Today, most of dairy farmers in India prefer availing artificial insemination services, however, it is yet to spread to other livestock categories. Artificial insemination requires a great degree of professional training, expensive equipment, hygiene maintenance, and precision in timing. All these are difficult for an individual farmer to manage. Ramprasad V, who is an Associate Program Manager at BAIF, explains,

We employ artificial insemination technicians, who breed cattle for farmers through BAIF’s many cattle development centers across India, reducing the need for farmers to invest in artificial insemination infrastructure. We are also working on introducing it for goats.

BAIF has since then expanded into other themes including agro-horti-forestry and natural resources management. Speaking to Ramprasad gives you the impression that BAIF is an organisation that cares deeply about the nitty-gritties of its work. This is all the more remarkable when you realize that BAIF is gigantic – it has touched four million families across 16 states.

Now BAIF is adopting imported sex-sorted semen technology to overcome the difficulties the farmers face when a male calf is born. The male calf is usually left astray and most often dies young or struggles all its life. With the sex-sorted semen technology, there is about 90 percent chance that the calf born is female, avoiding the miseries the male calves face.

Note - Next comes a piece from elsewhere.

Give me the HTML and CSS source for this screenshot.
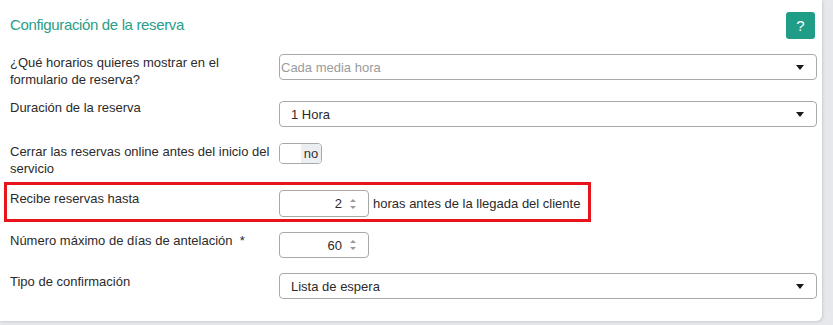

BAIF has now rolled out an app called BAIF Godhan Seva by mKRISHI® – to manage its artificial insemination programme. This service is powered by Tata Consultancy Services’ (TCS) mKRISHI® digital farming platform and is meant for artificial insemination technicians to maintain the animal wise breed data, monitor the cattle pregnancy cycle and offer better management practices to farmers. It is currently being used by 1000 technicians across 12 states.

“The service is helping livestock organisational performance management,” says Ramprasad. Future plans for the app are ambitious - BAIF plans to use the app for recording milk production. Ramprasad says,

This will gather very valuable data about livestock. It will help us understand which cows give the most milk across the lactation period, creating a strong and productive breed. This mechanism is being adopted with an aim to conserve indigenous pure breeds like Gir, Sahiwal, Dangi, etc.

BAIF is now planning to launch another app called mKRISHI® Pashudhan Mitra, which can be used by farmers directly. “The idea is to help farmers keep track of the artificial insemination cycle themselves,” Ramprasad says.

It turns out that these technologies and apps are among the tradition of innovation that BAIF fosters. “Long ago,” Ramprasad says,

BAIF made an innovation that revolutionised the dairy sector. Earlier, the farmer would have to take his cattle to the vet in order to avail artificial insemination, because transporting liquid nitrogen needed in the procedure was very difficult. BAIF created a small liquid nitrogen container that could be attached to a two-wheeler and brought artificial insemination services to the farmer’s doorstep. This has now been commonly adopted.

BAIF’s experience tells us about the importance of the experiences of organisations working at the grassroots. Its innovations are possible because of their familiarity with the problems Indian farmers are facing. As the adoption of newer technologies and digital services increase, their impact will be worth watching.